As more and more Hong Kong companies operate globally with their offshore entities, it has become highly contentious to determine whether the profits generated from these activities abroad is chargeable to Hong Kong tax.
This has been highlighted by Hong Kong’s trading conglomerate Li & Fung’s recent victory to counter the Hong Kong Inland Revenue Department’s claim to levy Hong Kong profits tax for its commission income earned from sourcing goods for its foreign suppliers and customers with its offshore affiliates. The tax amount in question totaled about HK$110 million for the years between 1992 to 2002.
After a torrid three-year debate, Hong Kong’s Court of Appeal finally ruled in March that Li & Fung Group’s affiliate Li & Fung (Trading) Limited’s commission income was fully sourced offshore and not subject to Hong Kong profits tax. The test case clarified that in determining the source of profits, it should centre on the profit-making transactions instead of any supervisory or management activities.
Here are the key facts surrounding the dispute: Li & Fung Trading (LFT) was the buying agents of its overseas customers abroad and was paid 6% of the free on board (FOB) value of the merchandise supplied for arranging the orders and quality control of the products under a standard agency agreement it entered with its clients.
LFT then contracted with the group’s overseas affiliates with standard affiliates contracts, under which LFT’s entities provided services to LFT in return for 4% of the FOB value of the total export sales of the goods. In practice, many services LFT provided to its customers were executed by its affiliates offshore, which are often tasked to research and locate suppliers, advise on sourcing, provide information on product availability and pricing, and obtain export licenses for suppliers.
Crux of the problem
While LFT insisted that its commission was offshore income, the Hong Kong tax bureau argued that LFT was running a supply chain management business and claimed its overseas affiliates were “subcontractors, not agents”, and the 2% difference earned by LFT showed that LFT’s Hong Kong headquarter was managing its offshore affiliates. Therefore, the commission income was sourced in Hong Kong and subject to local taxes.
Nonetheless, Board of Review ruled that LFT was a commission agent which hired its affiliates abroad as agents to execute the agency services for its customers. Hence, the argument went that LFT’s profits were gained at the location where the LFT’s affiliates carried out LFT’s instructions abroad and the commission income was not originated in Hong Kong and should be exempt from Hong Kong tax.
Such a decision followed the principles laid out in the case of ING Baring which stressed that the focus in establishing the geographical location of LFT’s “profits-producing transaction” is different from “antecedent or incidental activities to those transactions,” which include supervisory or decision-making functions. The tax focus should be what activities generated the gross profits in question.

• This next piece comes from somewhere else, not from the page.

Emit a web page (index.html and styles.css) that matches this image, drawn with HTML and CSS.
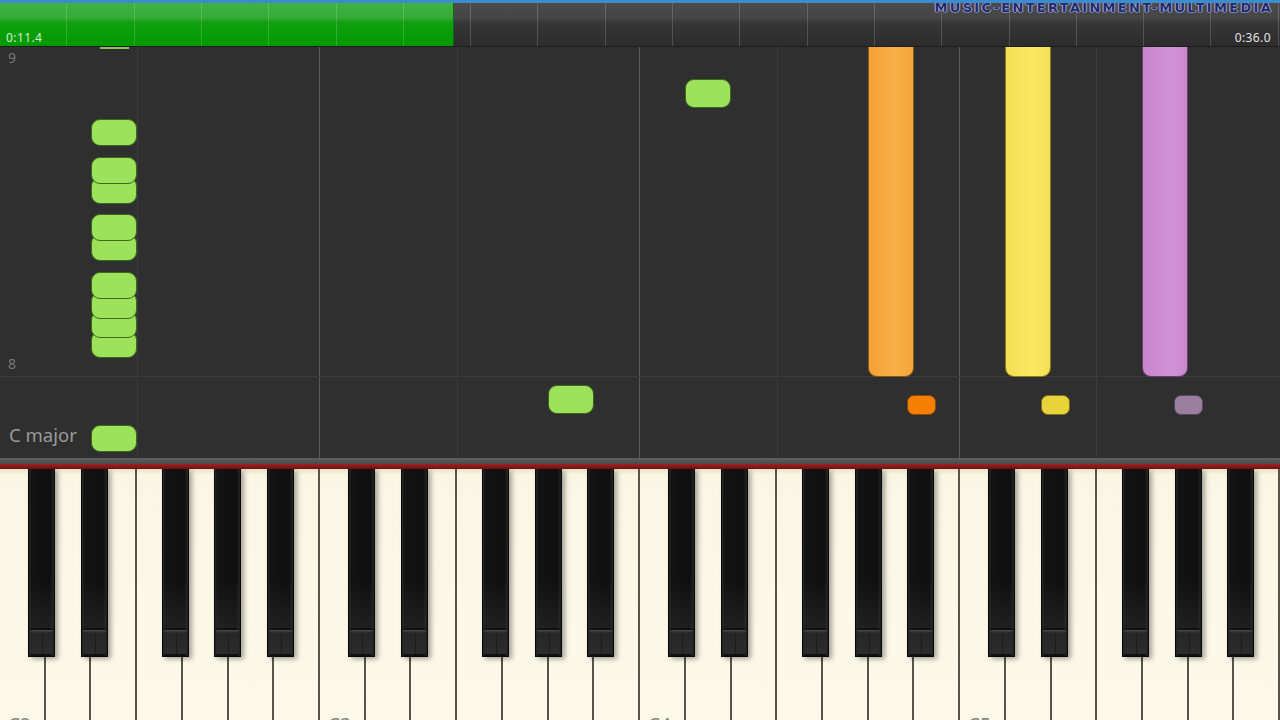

To counter the Board’s claim, the Commission of Inland Revenue (CIR) argued that LFT’s management and supervision of its offshore affiliates in Hong Kong was key to the commission income.
CIR touted the idea that LFT’s commission income of 6% should be apportioned in a manner that the 4% was attributable to LFT’s offshore affiliates and 2% to LFT’s activities in Hong Kong, while taking into the account that both LFT’s Hong Kong activities and tasks its affiliates performed offshore were needed to generate the 6% profit.
The judge disagreed, noting that although LFT provided management and supervisory support services for its offshore affiliates in Hong Kong, those were “antecedent activities” even though they were “commercially essential to the operation and profitability of [LFT’s] business… [but they] do not provide the legal test for ascertaining the geographic source of profits.” The Court of First Instance then ruled that the 6% commission income received were offshore income that were not subject to Hong Kong profits tax.
Take home lessons
“The LFT case confirms that back-up or support services in Hong Kong (regarded as ‘antecedent or incidental activities’ in the LFT case) that may be commercially essential to the operations and profitability of a taxpayer’s business do not provide the legal test for ascertaining the geographical source of profits,” said accounting firm Deloitte in a tax analysis it published in April.
That said, Deloitte advised taxpayers carrying on offshore agency businesses they should undertake a detailed review of their existing mode of operations to ascertain the applicability of the LFT case to any offshore claims.
Hong Kong barrister and accountant Ho Chi-ming said the Court of Appeal took the view that the 2% earned by LFT was not from handling the day-to-day orders, but from maintaining a long term relationship with customers and monitoring the performance of the contracts.
He also noted that the case showed the court rejected the totality approach of the Inland Revenue Department (IRD), and there’s no effect on whether the overseas affiliates were considered agents or subcontractors. “The Li & Fung case was an important departure from the previous understanding that a party acting on a principal to principal basis with the taxpayer may carry out acts outside Hong Kong which is regarded as the acts of the taxpayer,” Ho said.
Following such logic, he floated the question that Li & Fung’s profit maybe exempt globally unless overseas tax authorities challenge the transfer pricing of overseas affiliates.
However, Ho cautioned others that Li & Fung’s ruling may not be applicable to other sectors, such as a manufacturing business with a processing factory in mainland China that acts differently from an overseas sub-agent.